TASK INSTRUCTIONS.
Please transcribe the data below exactly. Leave the pictures out.

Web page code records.

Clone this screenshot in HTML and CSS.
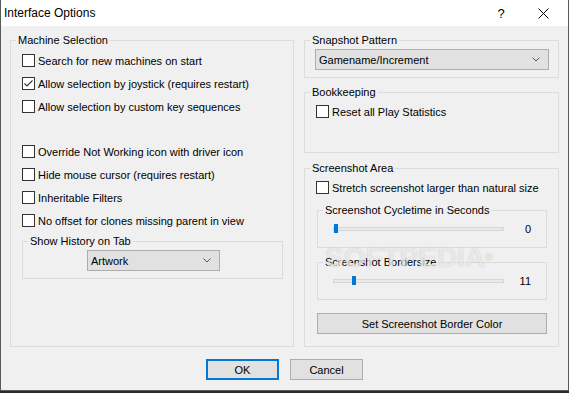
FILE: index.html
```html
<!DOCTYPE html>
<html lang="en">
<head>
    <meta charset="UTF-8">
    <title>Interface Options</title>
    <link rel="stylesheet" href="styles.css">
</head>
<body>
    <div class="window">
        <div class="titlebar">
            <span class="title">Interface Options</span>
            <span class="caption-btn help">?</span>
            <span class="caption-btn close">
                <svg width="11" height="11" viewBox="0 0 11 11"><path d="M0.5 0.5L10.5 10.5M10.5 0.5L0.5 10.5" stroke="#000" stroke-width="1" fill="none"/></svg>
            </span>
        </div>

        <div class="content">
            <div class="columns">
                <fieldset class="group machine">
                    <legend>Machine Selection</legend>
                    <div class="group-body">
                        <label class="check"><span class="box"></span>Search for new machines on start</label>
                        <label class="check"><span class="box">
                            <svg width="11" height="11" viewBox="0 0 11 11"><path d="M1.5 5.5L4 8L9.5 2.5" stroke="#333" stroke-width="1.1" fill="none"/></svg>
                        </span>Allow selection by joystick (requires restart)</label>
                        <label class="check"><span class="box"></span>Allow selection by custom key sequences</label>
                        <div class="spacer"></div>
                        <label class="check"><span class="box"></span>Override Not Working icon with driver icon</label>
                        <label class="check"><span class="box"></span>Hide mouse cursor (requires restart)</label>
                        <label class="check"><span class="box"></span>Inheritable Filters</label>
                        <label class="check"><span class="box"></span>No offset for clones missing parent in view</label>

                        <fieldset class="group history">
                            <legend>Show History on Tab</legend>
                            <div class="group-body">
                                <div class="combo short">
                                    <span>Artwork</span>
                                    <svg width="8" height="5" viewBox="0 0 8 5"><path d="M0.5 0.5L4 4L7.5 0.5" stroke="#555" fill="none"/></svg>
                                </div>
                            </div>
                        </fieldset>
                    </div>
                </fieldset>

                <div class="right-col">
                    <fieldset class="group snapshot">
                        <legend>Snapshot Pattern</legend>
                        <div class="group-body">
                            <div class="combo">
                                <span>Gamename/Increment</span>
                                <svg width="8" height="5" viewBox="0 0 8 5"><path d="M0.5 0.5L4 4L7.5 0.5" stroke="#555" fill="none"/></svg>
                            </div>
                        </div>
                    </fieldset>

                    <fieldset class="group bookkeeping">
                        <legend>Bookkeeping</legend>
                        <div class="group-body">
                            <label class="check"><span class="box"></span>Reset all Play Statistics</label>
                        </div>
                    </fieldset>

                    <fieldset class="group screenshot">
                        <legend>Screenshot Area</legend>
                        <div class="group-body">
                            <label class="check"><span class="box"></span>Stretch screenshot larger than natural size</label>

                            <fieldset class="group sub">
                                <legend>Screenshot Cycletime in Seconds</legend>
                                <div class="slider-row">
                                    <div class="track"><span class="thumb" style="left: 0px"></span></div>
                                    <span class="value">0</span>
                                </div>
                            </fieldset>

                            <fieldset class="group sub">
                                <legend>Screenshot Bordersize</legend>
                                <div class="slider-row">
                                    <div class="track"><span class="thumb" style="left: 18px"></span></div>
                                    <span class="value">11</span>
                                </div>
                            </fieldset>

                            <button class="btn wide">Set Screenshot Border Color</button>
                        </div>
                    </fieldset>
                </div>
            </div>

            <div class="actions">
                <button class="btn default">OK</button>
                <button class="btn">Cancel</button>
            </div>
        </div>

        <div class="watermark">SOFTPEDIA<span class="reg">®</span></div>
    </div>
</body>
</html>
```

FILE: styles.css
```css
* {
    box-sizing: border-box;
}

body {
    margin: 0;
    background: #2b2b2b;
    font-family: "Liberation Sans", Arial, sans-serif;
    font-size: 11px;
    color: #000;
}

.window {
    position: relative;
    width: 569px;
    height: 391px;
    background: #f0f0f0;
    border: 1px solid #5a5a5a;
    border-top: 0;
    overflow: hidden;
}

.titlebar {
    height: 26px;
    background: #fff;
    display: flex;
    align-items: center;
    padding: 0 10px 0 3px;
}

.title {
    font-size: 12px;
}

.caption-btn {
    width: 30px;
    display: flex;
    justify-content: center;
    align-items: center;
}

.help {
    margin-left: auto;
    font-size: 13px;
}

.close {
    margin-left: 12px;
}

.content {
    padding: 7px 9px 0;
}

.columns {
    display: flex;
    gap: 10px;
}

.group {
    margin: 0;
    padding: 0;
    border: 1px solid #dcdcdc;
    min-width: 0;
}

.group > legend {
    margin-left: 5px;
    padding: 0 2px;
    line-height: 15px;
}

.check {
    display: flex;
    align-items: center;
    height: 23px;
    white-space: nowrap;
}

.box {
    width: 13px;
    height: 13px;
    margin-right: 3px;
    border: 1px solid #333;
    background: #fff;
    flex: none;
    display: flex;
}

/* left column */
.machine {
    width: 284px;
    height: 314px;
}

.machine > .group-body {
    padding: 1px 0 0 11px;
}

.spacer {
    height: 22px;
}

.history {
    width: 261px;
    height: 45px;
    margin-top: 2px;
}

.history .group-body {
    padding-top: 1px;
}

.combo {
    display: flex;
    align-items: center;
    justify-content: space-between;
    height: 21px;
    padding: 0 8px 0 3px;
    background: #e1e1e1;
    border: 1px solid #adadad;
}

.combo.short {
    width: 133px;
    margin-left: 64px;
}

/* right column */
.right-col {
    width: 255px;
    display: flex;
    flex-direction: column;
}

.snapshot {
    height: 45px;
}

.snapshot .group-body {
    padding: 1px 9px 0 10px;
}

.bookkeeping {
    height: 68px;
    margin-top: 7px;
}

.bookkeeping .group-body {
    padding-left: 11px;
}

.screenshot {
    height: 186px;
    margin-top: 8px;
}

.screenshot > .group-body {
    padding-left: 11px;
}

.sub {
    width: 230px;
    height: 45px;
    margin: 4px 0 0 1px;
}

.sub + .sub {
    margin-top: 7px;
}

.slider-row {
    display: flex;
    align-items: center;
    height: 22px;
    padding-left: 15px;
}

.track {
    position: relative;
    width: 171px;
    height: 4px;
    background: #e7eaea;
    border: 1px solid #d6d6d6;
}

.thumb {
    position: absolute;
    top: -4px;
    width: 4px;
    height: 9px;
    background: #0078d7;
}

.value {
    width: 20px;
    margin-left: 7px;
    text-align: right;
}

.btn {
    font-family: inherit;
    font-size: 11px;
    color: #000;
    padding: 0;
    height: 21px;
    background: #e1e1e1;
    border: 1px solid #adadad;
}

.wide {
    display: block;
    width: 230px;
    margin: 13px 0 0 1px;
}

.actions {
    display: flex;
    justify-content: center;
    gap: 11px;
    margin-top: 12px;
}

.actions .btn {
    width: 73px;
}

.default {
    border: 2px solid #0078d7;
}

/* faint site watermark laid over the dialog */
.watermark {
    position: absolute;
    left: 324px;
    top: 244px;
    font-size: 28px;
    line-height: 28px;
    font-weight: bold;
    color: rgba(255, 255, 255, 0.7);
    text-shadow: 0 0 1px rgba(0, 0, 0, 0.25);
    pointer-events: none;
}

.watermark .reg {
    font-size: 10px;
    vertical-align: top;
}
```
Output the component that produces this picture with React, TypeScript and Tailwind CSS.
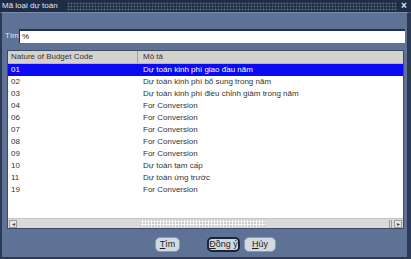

OUTPUT.
Clone this screenshot in HTML and CSS.
FILE: index.html
```html
<!DOCTYPE html>
<html lang="en">
<head>
    <meta charset="UTF-8">
    <title>Interface Options</title>
    <link rel="stylesheet" href="styles.css">
</head>
<body>
    <div class="window">
        <div class="titlebar">
            <span class="title">Interface Options</span>
            <span class="caption-btn help">?</span>
            <span class="caption-btn close">
                <svg width="11" height="11" viewBox="0 0 11 11"><path d="M0.5 0.5L10.5 10.5M10.5 0.5L0.5 10.5" stroke="#000" stroke-width="1" fill="none"/></svg>
            </span>
        </div>

        <div class="content">
            <div class="columns">
                <fieldset class="group machine">
                    <legend>Machine Selection</legend>
                    <div class="group-body">
                        <label class="check"><span class="box"></span>Search for new machines on start</label>
                        <label class="check"><span class="box">
                            <svg width="11" height="11" viewBox="0 0 11 11"><path d="M1.5 5.5L4 8L9.5 2.5" stroke="#333" stroke-width="1.1" fill="none"/></svg>
                        </span>Allow selection by joystick (requires restart)</label>
                        <label class="check"><span class="box"></span>Allow selection by custom key sequences</label>
                        <div class="spacer"></div>
                        <label class="check"><span class="box"></span>Override Not Working icon with driver icon</label>
                        <label class="check"><span class="box"></span>Hide mouse cursor (requires restart)</label>
                        <label class="check"><span class="box"></span>Inheritable Filters</label>
                        <label class="check"><span class="box"></span>No offset for clones missing parent in view</label>

                        <fieldset class="group history">
                            <legend>Show History on Tab</legend>
                            <div class="group-body">
                                <div class="combo short">
                                    <span>Artwork</span>
                                    <svg width="8" height="5" viewBox="0 0 8 5"><path d="M0.5 0.5L4 4L7.5 0.5" stroke="#555" fill="none"/></svg>
                                </div>
                            </div>
                        </fieldset>
                    </div>
                </fieldset>

                <div class="right-col">
                    <fieldset class="group snapshot">
                        <legend>Snapshot Pattern</legend>
                        <div class="group-body">
                            <div class="combo">
                                <span>Gamename/Increment</span>
                                <svg width="8" height="5" viewBox="0 0 8 5"><path d="M0.5 0.5L4 4L7.5 0.5" stroke="#555" fill="none"/></svg>
                            </div>
                        </div>
                    </fieldset>

                    <fieldset class="group bookkeeping">
                        <legend>Bookkeeping</legend>
                        <div class="group-body">
                            <label class="check"><span class="box"></span>Reset all Play Statistics</label>
                        </div>
                    </fieldset>

                    <fieldset class="group screenshot">
                        <legend>Screenshot Area</legend>
                        <div class="group-body">
                            <label class="check"><span class="box"></span>Stretch screenshot larger than natural size</label>

                            <fieldset class="group sub">
                                <legend>Screenshot Cycletime in Seconds</legend>
                                <div class="slider-row">
                                    <div class="track"><span class="thumb" style="left: 0px"></span></div>
                                    <span class="value">0</span>
                                </div>
                            </fieldset>

                            <fieldset class="group sub">
                                <legend>Screenshot Bordersize</legend>
                                <div class="slider-row">
                                    <div class="track"><span class="thumb" style="left: 18px"></span></div>
                                    <span class="value">11</span>
                                </div>
                            </fieldset>

                            <button class="btn wide">Set Screenshot Border Color</button>
                        </div>
                    </fieldset>
                </div>
            </div>

            <div class="actions">
                <button class="btn default">OK</button>
                <button class="btn">Cancel</button>
            </div>
        </div>

        <div class="watermark">SOFTPEDIA<span class="reg">®</span></div>
    </div>
</body>
</html>
```

FILE: styles.css
```css
* {
    box-sizing: border-box;
}

body {
    margin: 0;
    background: #2b2b2b;
    font-family: "Liberation Sans", Arial, sans-serif;
    font-size: 11px;
    color: #000;
}

.window {
    position: relative;
    width: 569px;
    height: 391px;
    background: #f0f0f0;
    border: 1px solid #5a5a5a;
    border-top: 0;
    overflow: hidden;
}

.titlebar {
    height: 26px;
    background: #fff;
    display: flex;
    align-items: center;
    padding: 0 10px 0 3px;
}

.title {
    font-size: 12px;
}

.caption-btn {
    width: 30px;
    display: flex;
    justify-content: center;
    align-items: center;
}

.help {
    margin-left: auto;
    font-size: 13px;
}

.close {
    margin-left: 12px;
}

.content {
    padding: 7px 9px 0;
}

.columns {
    display: flex;
    gap: 10px;
}

.group {
    margin: 0;
    padding: 0;
    border: 1px solid #dcdcdc;
    min-width: 0;
}

.group > legend {
    margin-left: 5px;
    padding: 0 2px;
    line-height: 15px;
}

.check {
    display: flex;
    align-items: center;
    height: 23px;
    white-space: nowrap;
}

.box {
    width: 13px;
    height: 13px;
    margin-right: 3px;
    border: 1px solid #333;
    background: #fff;
    flex: none;
    display: flex;
}

/* left column */
.machine {
    width: 284px;
    height: 314px;
}

.machine > .group-body {
    padding: 1px 0 0 11px;
}

.spacer {
    height: 22px;
}

.history {
    width: 261px;
    height: 45px;
    margin-top: 2px;
}

.history .group-body {
    padding-top: 1px;
}

.combo {
    display: flex;
    align-items: center;
    justify-content: space-between;
    height: 21px;
    padding: 0 8px 0 3px;
    background: #e1e1e1;
    border: 1px solid #adadad;
}

.combo.short {
    width: 133px;
    margin-left: 64px;
}

/* right column */
.right-col {
    width: 255px;
    display: flex;
    flex-direction: column;
}

.snapshot {
    height: 45px;
}

.snapshot .group-body {
    padding: 1px 9px 0 10px;
}

.bookkeeping {
    height: 68px;
    margin-top: 7px;
}

.bookkeeping .group-body {
    padding-left: 11px;
}

.screenshot {
    height: 186px;
    margin-top: 8px;
}

.screenshot > .group-body {
    padding-left: 11px;
}

.sub {
    width: 230px;
    height: 45px;
    margin: 4px 0 0 1px;
}

.sub + .sub {
    margin-top: 7px;
}

.slider-row {
    display: flex;
    align-items: center;
    height: 22px;
    padding-left: 15px;
}

.track {
    position: relative;
    width: 171px;
    height: 4px;
    background: #e7eaea;
    border: 1px solid #d6d6d6;
}

.thumb {
    position: absolute;
    top: -4px;
    width: 4px;
    height: 9px;
    background: #0078d7;
}

.value {
    width: 20px;
    margin-left: 7px;
    text-align: right;
}

.btn {
    font-family: inherit;
    font-size: 11px;
    color: #000;
    padding: 0;
    height: 21px;
    background: #e1e1e1;
    border: 1px solid #adadad;
}

.wide {
    display: block;
    width: 230px;
    margin: 13px 0 0 1px;
}

.actions {
    display: flex;
    justify-content: center;
    gap: 11px;
    margin-top: 12px;
}

.actions .btn {
    width: 73px;
}

.default {
    border: 2px solid #0078d7;
}

/* faint site watermark laid over the dialog */
.watermark {
    position: absolute;
    left: 324px;
    top: 244px;
    font-size: 28px;
    line-height: 28px;
    font-weight: bold;
    color: rgba(255, 255, 255, 0.7);
    text-shadow: 0 0 1px rgba(0, 0, 0, 0.25);
    pointer-events: none;
}

.watermark .reg {
    font-size: 10px;
    vertical-align: top;
}
```
Output the component that produces this picture with React, TypeScript and Tailwind CSS.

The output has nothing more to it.